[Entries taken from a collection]
+-------+
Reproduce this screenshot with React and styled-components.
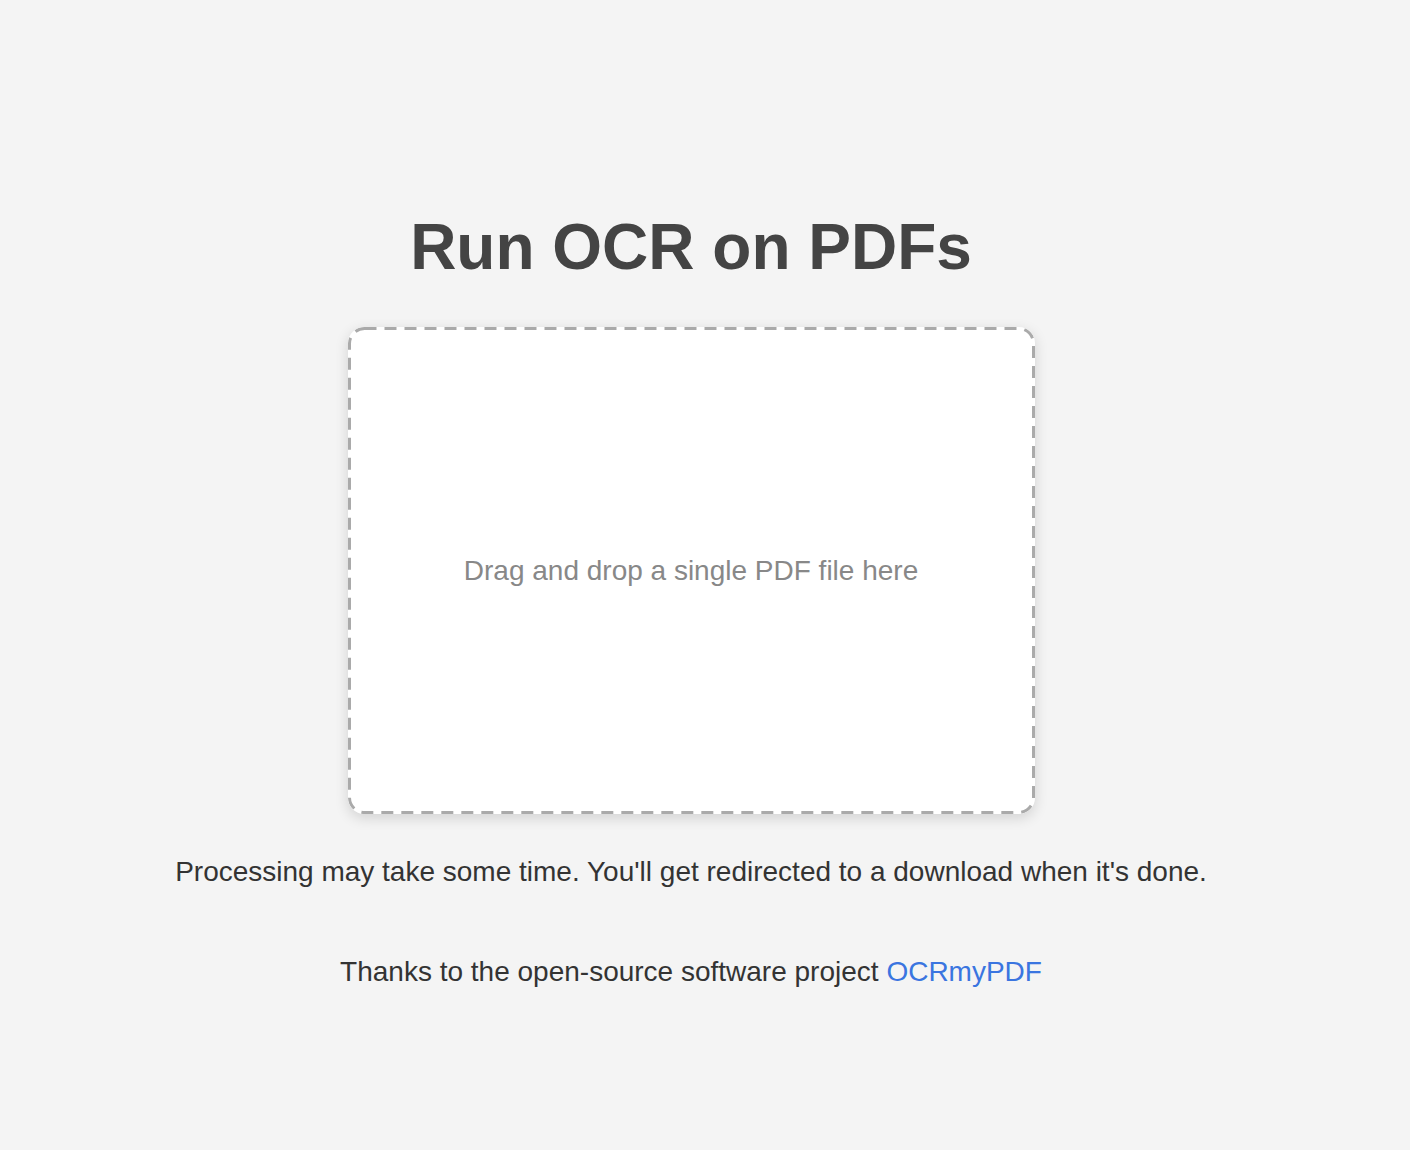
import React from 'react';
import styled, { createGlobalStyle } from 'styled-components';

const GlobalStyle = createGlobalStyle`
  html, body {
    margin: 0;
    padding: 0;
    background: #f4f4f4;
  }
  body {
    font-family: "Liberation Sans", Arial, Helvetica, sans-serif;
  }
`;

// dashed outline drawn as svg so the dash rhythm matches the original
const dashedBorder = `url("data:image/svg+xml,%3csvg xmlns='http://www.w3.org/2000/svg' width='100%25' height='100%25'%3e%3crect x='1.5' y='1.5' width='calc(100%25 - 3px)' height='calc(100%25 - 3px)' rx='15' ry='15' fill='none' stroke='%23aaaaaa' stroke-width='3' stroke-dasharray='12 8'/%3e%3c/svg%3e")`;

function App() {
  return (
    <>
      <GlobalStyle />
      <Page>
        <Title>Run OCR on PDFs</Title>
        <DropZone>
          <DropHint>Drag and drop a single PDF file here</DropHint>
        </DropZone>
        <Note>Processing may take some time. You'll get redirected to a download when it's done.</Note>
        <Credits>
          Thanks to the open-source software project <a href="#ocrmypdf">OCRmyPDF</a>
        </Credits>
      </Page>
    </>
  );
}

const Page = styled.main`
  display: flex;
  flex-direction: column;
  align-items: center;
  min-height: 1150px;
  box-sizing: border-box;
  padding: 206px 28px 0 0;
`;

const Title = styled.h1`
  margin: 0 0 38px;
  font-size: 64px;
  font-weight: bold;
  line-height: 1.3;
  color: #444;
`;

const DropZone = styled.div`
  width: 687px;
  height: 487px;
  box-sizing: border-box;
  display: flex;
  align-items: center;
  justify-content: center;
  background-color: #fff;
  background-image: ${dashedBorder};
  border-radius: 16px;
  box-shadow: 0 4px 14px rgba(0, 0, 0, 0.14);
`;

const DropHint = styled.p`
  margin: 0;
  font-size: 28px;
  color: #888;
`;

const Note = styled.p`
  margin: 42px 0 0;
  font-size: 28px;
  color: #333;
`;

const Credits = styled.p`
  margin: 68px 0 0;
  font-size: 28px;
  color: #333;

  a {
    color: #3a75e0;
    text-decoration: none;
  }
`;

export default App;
+-------+
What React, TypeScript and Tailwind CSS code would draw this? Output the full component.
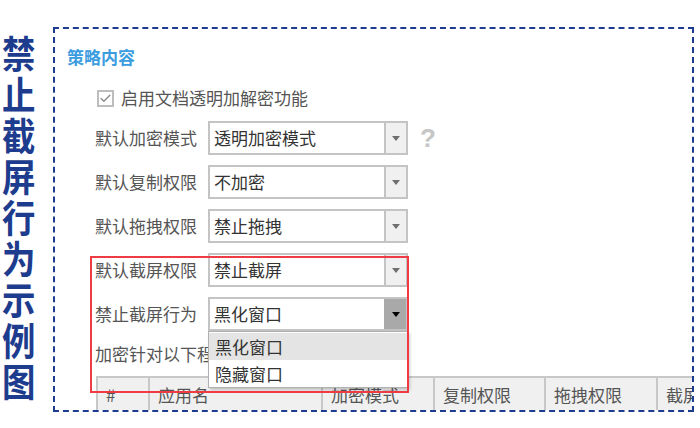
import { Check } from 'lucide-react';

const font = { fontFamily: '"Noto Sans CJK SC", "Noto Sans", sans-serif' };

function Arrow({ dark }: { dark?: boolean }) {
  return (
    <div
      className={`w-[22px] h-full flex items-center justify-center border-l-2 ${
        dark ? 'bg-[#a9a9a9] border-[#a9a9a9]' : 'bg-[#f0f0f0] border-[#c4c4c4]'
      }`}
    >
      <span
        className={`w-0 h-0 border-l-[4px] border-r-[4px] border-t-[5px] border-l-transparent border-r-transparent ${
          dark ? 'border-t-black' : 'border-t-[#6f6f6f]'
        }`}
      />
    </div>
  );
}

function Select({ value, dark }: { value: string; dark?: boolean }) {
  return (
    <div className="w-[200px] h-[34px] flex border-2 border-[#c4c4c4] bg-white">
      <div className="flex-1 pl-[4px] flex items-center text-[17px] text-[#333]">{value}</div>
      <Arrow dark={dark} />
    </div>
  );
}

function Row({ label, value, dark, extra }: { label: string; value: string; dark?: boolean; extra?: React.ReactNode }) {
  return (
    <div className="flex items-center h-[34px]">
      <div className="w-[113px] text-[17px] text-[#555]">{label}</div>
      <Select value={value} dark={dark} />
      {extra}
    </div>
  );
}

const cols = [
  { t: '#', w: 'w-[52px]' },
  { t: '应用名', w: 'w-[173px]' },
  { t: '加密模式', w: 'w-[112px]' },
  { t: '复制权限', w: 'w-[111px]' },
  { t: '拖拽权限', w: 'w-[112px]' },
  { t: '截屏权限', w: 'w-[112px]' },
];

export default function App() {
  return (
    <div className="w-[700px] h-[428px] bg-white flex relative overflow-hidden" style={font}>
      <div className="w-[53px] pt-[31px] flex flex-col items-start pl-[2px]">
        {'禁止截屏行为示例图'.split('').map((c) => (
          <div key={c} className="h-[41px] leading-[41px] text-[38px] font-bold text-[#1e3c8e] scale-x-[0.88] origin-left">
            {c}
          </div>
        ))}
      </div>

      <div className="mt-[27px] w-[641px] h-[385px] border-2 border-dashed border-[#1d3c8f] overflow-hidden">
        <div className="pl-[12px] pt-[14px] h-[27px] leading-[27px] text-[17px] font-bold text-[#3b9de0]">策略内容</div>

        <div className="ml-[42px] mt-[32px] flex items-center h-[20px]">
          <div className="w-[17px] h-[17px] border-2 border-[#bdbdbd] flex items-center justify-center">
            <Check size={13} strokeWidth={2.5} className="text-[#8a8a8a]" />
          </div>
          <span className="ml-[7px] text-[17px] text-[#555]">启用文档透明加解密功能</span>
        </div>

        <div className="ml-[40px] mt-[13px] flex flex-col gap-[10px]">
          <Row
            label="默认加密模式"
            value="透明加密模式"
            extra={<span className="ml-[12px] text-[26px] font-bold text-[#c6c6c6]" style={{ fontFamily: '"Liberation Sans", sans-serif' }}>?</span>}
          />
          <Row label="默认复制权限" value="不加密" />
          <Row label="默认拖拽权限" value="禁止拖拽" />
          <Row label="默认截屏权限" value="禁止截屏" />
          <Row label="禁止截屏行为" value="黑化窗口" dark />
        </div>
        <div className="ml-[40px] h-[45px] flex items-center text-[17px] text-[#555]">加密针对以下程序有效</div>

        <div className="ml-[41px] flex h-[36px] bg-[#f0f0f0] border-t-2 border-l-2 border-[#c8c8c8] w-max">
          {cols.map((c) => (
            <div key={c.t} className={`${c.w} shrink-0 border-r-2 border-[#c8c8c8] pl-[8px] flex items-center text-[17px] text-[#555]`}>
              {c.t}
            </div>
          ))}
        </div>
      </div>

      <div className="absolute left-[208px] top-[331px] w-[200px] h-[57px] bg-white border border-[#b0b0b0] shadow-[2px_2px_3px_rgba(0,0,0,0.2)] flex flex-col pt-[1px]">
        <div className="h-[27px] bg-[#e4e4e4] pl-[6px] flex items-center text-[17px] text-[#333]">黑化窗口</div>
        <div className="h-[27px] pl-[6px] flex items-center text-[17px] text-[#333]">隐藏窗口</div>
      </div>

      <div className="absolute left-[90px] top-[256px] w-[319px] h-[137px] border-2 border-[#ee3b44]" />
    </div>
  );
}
+-------+
*Exercise*: Among the records above, find each line holding the string "styled" and pull it out.

*Answer to the task*:
Reproduce this screenshot with React and styled-components.
import styled, { createGlobalStyle } from 'styled-components';
const Page = styled.main`
const Title = styled.h1`
const DropZone = styled.div`
const DropHint = styled.p`
const Note = styled.p`
const Credits = styled.p`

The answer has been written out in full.